CHALLENGE: How many lines of the data hold the word "index"? State the number and nothing else.

RAW DATA:
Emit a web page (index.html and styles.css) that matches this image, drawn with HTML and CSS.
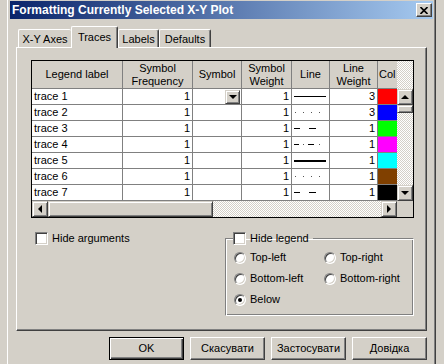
FILE: index.html
```html
<!DOCTYPE html>
<html lang="en">
<head>
    <meta charset="UTF-8">
    <title>Formatting Currently Selected X-Y Plot</title>
    <link rel="stylesheet" href="styles.css">
</head>
<body>
<div class="window">
    <div class="titlebar">
        <span class="title">Formatting Currently Selected X-Y Plot</span>
        <span class="close">
            <svg width="8" height="7" viewBox="0 0 8 7"><path d="M0.5 0 L7.5 7 M7.5 0 L0.5 7" stroke="#000" stroke-width="1.6"/></svg>
        </span>
    </div>

    <div class="tabs">
        <div class="tab tab-xy">X-Y Axes</div>
        <div class="tab tab-traces active">Traces</div>
        <div class="tab tab-labels">Labels</div>
        <div class="tab tab-defaults">Defaults</div>
    </div>

    <div class="panel">
        <div class="grid">
            <div class="grid-main">
                <div class="cells">
                    <div class="hd">Legend label</div>
                    <div class="hd">Symbol<br>Frequency</div>
                    <div class="hd">Symbol</div>
                    <div class="hd">Symbol<br>Weight</div>
                    <div class="hd">Line</div>
                    <div class="hd">Line<br>Weight</div>
                    <div class="hd hd-cut">Col</div>

                    <div class="c">trace 1</div><div class="c num">1</div>
                    <div class="c sym"><span class="drop"><i class="arr-down"></i></span></div>
                    <div class="c num">1</div>
                    <div class="c ln"><svg width="36" height="15"><line x1="2" y1="7.5" x2="34" y2="7.5" stroke="#000"/></svg></div>
                    <div class="c num">3</div><div class="c swatch" style="background:#ff0000"></div>

                    <div class="c">trace 2</div><div class="c num">1</div><div class="c"></div><div class="c num">1</div>
                    <div class="c ln"><svg width="36" height="15"><g fill="#555"><rect x="3" y="7" width="1" height="1"/><rect x="11" y="7" width="1" height="1"/><rect x="19" y="7" width="1" height="1"/><rect x="27" y="7" width="1" height="1"/></g></svg></div>
                    <div class="c num">3</div><div class="c swatch" style="background:#0000ff"></div>

                    <div class="c">trace 3</div><div class="c num">1</div><div class="c"></div><div class="c num">1</div>
                    <div class="c ln"><svg width="36" height="15"><g fill="#000"><rect x="2" y="7" width="6" height="1"/><rect x="17" y="7" width="7" height="1"/></g></svg></div>
                    <div class="c num">1</div><div class="c swatch" style="background:#00ff00"></div>

                    <div class="c">trace 4</div><div class="c num">1</div><div class="c"></div><div class="c num">1</div>
                    <div class="c ln"><svg width="36" height="15"><g fill="#000"><rect x="2" y="7" width="5" height="1"/><rect x="16" y="7" width="6" height="1"/></g><g fill="#555"><rect x="11" y="7" width="1" height="1"/><rect x="27" y="7" width="1" height="1"/></g></svg></div>
                    <div class="c num">1</div><div class="c swatch" style="background:#ff00ff"></div>

                    <div class="c">trace 5</div><div class="c num">1</div><div class="c"></div><div class="c num">1</div>
                    <div class="c ln"><svg width="36" height="15"><rect x="2" y="7" width="32" height="2" fill="#000"/></svg></div>
                    <div class="c num">1</div><div class="c swatch" style="background:#00ffff"></div>

                    <div class="c">trace 6</div><div class="c num">1</div><div class="c"></div><div class="c num">1</div>
                    <div class="c ln"><svg width="36" height="15"><g fill="#555"><rect x="3" y="7" width="1" height="1"/><rect x="11" y="7" width="1" height="1"/><rect x="19" y="7" width="1" height="1"/><rect x="27" y="7" width="1" height="1"/></g></svg></div>
                    <div class="c num">1</div><div class="c swatch" style="background:#804000"></div>

                    <div class="c">trace 7</div><div class="c num">1</div><div class="c"></div><div class="c num">1</div>
                    <div class="c ln"><svg width="36" height="15"><g fill="#000"><rect x="2" y="7" width="6" height="1"/><rect x="17" y="7" width="7" height="1"/></g></svg></div>
                    <div class="c num">1</div><div class="c swatch" style="background:#000000"></div>
                </div>
                <div class="vscroll">
                    <div class="track top-track"></div>
                    <span class="sbtn"><i class="arr-up"></i></span>
                    <span class="thumb-v"></span>
                    <div class="track"></div>
                    <span class="sbtn"><i class="arr-down"></i></span>
                </div>
            </div>
            <div class="hscroll">
                <span class="sbtn"><i class="arr-left"></i></span>
                <span class="thumb-h"></span>
                <div class="track"></div>
                <span class="sbtn"><i class="arr-right"></i></span>
                <span class="corner"></span>
            </div>
        </div>

        <div class="options">
            <label class="check"><span class="box"></span>Hide arguments</label>
            <fieldset class="group">
                <legend class="check"><span class="box"></span>Hide legend</legend>
                <div class="radios">
                    <label class="radio"><span class="dot"></span>Top-left</label>
                    <label class="radio"><span class="dot"></span>Top-right</label>
                    <label class="radio"><span class="dot"></span>Bottom-left</label>
                    <label class="radio"><span class="dot"></span>Bottom-right</label>
                    <label class="radio"><span class="dot on"></span>Below</label>
                </div>
            </fieldset>
        </div>
    </div>

    <div class="buttons">
        <span class="btn default">OK</span>
        <span class="btn">Скасувати</span>
        <span class="btn">Застосувати</span>
        <span class="btn">Довідка</span>
    </div>
</div>
</body>
</html>
```

FILE: styles.css
```css
body {
    margin: 0;
    background-color: #d4d0c8;
    font-family: "Liberation Sans", Arial, sans-serif;
    font-size: 11px;
    line-height: 13px;
    color: #000;
}

.window {
    margin-left: 7px;
    width: 429px;
    height: 364px;
    box-sizing: border-box;
    border-left: 1px solid #fff;
    border-right: 1px solid #404040;
    box-shadow: inset -1px 0 #808080;
    padding: 1px 2px 0 2px;
}

.titlebar {
    height: 18px;
    display: flex;
    align-items: center;
    justify-content: space-between;
    background: linear-gradient(to right, #0a246a, #a6caf0);
}

.title {
    color: #fff;
    font-weight: bold;
    font-size: 12px;
    padding-left: 2px;
}

.close {
    width: 16px;
    height: 14px;
    margin-right: 1px;
    box-sizing: border-box;
    display: flex;
    align-items: center;
    justify-content: center;
    background-color: #d4d0c8;
    border: 1px solid;
    border-color: #fff #404040 #404040 #fff;
    box-shadow: inset -1px -1px #808080;
}

/* tabs */
.tabs {
    display: flex;
    align-items: flex-end;
    height: 21px;
    margin: 7px 0 0 8px;
}

.tab {
    height: 18px;
    box-sizing: border-box;
    text-align: center;
    padding-top: 3px;
    border-top: 1px solid #fff;
    border-left: 1px solid #fff;
    border-right: 1px solid #404040;
    box-shadow: inset -1px 0 #808080;
    border-radius: 2px 2px 0 0;
}

.tab-xy { width: 53px; border-right: none; box-shadow: none; }
.tab-traces { width: 47px; }
.tab-labels { width: 41px; }
.tab-defaults { width: 52px; }

.tab.active {
    height: 22px;
    margin-bottom: -1px;
    padding-top: 4px;
    background-color: #d4d0c8;
    position: relative;
    z-index: 1;
}

.panel {
    margin-left: 6px;
    width: 411px;
    height: 284px;
    box-sizing: border-box;
    border: 1px solid;
    border-color: #fff #404040 #404040 #fff;
    box-shadow: inset -1px -1px #808080;
    padding: 12px 0 0 14px;
}

/* grid */
.grid {
    width: 383px;
    border: 1px solid #000;
    box-sizing: border-box;
}

.grid-main {
    display: flex;
}

.cells {
    display: grid;
    grid-template-columns: 90px 69px 48px 49px 37px 47px 19px;
    grid-template-rows: 27px repeat(7, 15px);
    gap: 1px;
    padding-bottom: 1px;
    background-color: #808080;
    width: 365px;
}

.hd {
    background-color: #d4d0c8;
    display: flex;
    align-items: center;
    justify-content: center;
    text-align: center;
    white-space: nowrap;
}

.hd-cut {
    justify-content: flex-start;
    padding-left: 1px;
}

.c {
    background-color: #fff;
    padding-left: 2px;
    line-height: 15px;
    white-space: nowrap;
    overflow: hidden;
}

.c.num {
    text-align: right;
    padding: 0 2px 0 0;
}

.c.sym {
    display: flex;
    justify-content: flex-end;
    align-items: center;
    padding-right: 1px;
}

.c.ln {
    padding: 0;
}

.c.ln svg {
    display: block;
}

.c.swatch {
    padding: 0;
}

.drop, .sbtn {
    box-sizing: border-box;
    display: flex;
    align-items: center;
    justify-content: center;
    background-color: #d4d0c8;
    border: 1px solid;
    border-color: #d4d0c8 #404040 #404040 #d4d0c8;
    box-shadow: inset 1px 1px #fff, inset -1px -1px #808080;
}

.drop {
    width: 15px;
    height: 14px;
}

.arr-down, .arr-up, .arr-left, .arr-right {
    width: 0;
    height: 0;
    border: 4px solid transparent;
}

.arr-down { border-top-color: #000; border-bottom-width: 0; }
.arr-up { border-bottom-color: #000; border-top-width: 0; }
.arr-left { border-right-color: #000; border-left-width: 0; }
.arr-right { border-left-color: #000; border-right-width: 0; }

.vscroll {
    width: 16px;
    display: flex;
    flex-direction: column;
}

.vscroll .sbtn {
    height: 16px;
}

.track {
    flex: 1;
    background: repeating-conic-gradient(#fff 0 25%, #d4d0c8 0 50%) 0 0 / 2px 2px;
}

.top-track {
    flex: none;
    height: 28px;
}

.thumb-v {
    height: 8px;
    box-sizing: border-box;
    background-color: #d4d0c8;
    border: 1px solid;
    border-color: #d4d0c8 #404040 #404040 #d4d0c8;
    box-shadow: inset 1px 1px #fff, inset -1px -1px #808080;
}

.hscroll {
    display: flex;
    height: 16px;
}

.hscroll .sbtn {
    width: 16px;
}

.thumb-h {
    width: 165px;
    box-sizing: border-box;
    background-color: #d4d0c8;
    border: 1px solid;
    border-color: #d4d0c8 #404040 #404040 #d4d0c8;
    box-shadow: inset 1px 1px #fff, inset -1px -1px #808080;
}

.corner {
    width: 16px;
    background-color: #d4d0c8;
}

/* options below grid */
.options {
    display: flex;
    margin-top: 14px;
}

.check, .radio {
    display: flex;
    align-items: center;
    gap: 4px;
    white-space: nowrap;
}

.options > .check {
    align-self: flex-start;
    margin-left: 4px;
    height: 13px;
}

.box {
    width: 13px;
    height: 13px;
    box-sizing: border-box;
    background-color: #fff;
    border: 1px solid;
    border-color: #808080 #fff #fff #808080;
    box-shadow: inset 1px 1px #404040, inset -1px -1px #d4d0c8;
}

.group {
    margin: 0 0 0 auto;
    margin-right: 12px;
    width: 189px;
    height: 84px;
    box-sizing: border-box;
    padding: 0 0 0 8px;
    border: 1px solid #808080;
    border-right-color: #fff;
    border-bottom-color: #fff;
    box-shadow: inset 1px 1px #fff, inset -1px -1px #808080;
}

.group legend {
    padding: 0 4px 0 0;
    margin-left: -1px;
    height: 13px;
}

.radios {
    display: grid;
    grid-template-columns: 90px auto;
    grid-auto-rows: 21px;
    margin-top: 2px;
}

.dot {
    width: 12px;
    height: 12px;
    box-sizing: border-box;
    border-radius: 50%;
    background-color: #fff;
    border: 1px solid;
    border-color: #808080 #fff #fff #808080;
    box-shadow: inset 1px 1px #404040, inset -1px -1px #d4d0c8;
    display: flex;
    align-items: center;
    justify-content: center;
}

.dot.on::after {
    content: "";
    width: 4px;
    height: 4px;
    border-radius: 50%;
    background-color: #000;
}

/* bottom buttons */
.buttons {
    display: flex;
    justify-content: flex-end;
    gap: 6px;
    margin: 6px 6px 0 0;
}

.btn {
    width: 75px;
    height: 23px;
    box-sizing: border-box;
    display: flex;
    align-items: center;
    justify-content: center;
    background-color: #d4d0c8;
    border: 1px solid;
    border-color: #fff #404040 #404040 #fff;
    box-shadow: inset -1px -1px #808080;
}

.btn.default {
    border: 1px solid #000;
    box-shadow: inset 1px 1px #fff, inset -1px -1px #404040, inset -2px -2px #808080;
}
```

ANSWER FOR THIS EXERCISE: 3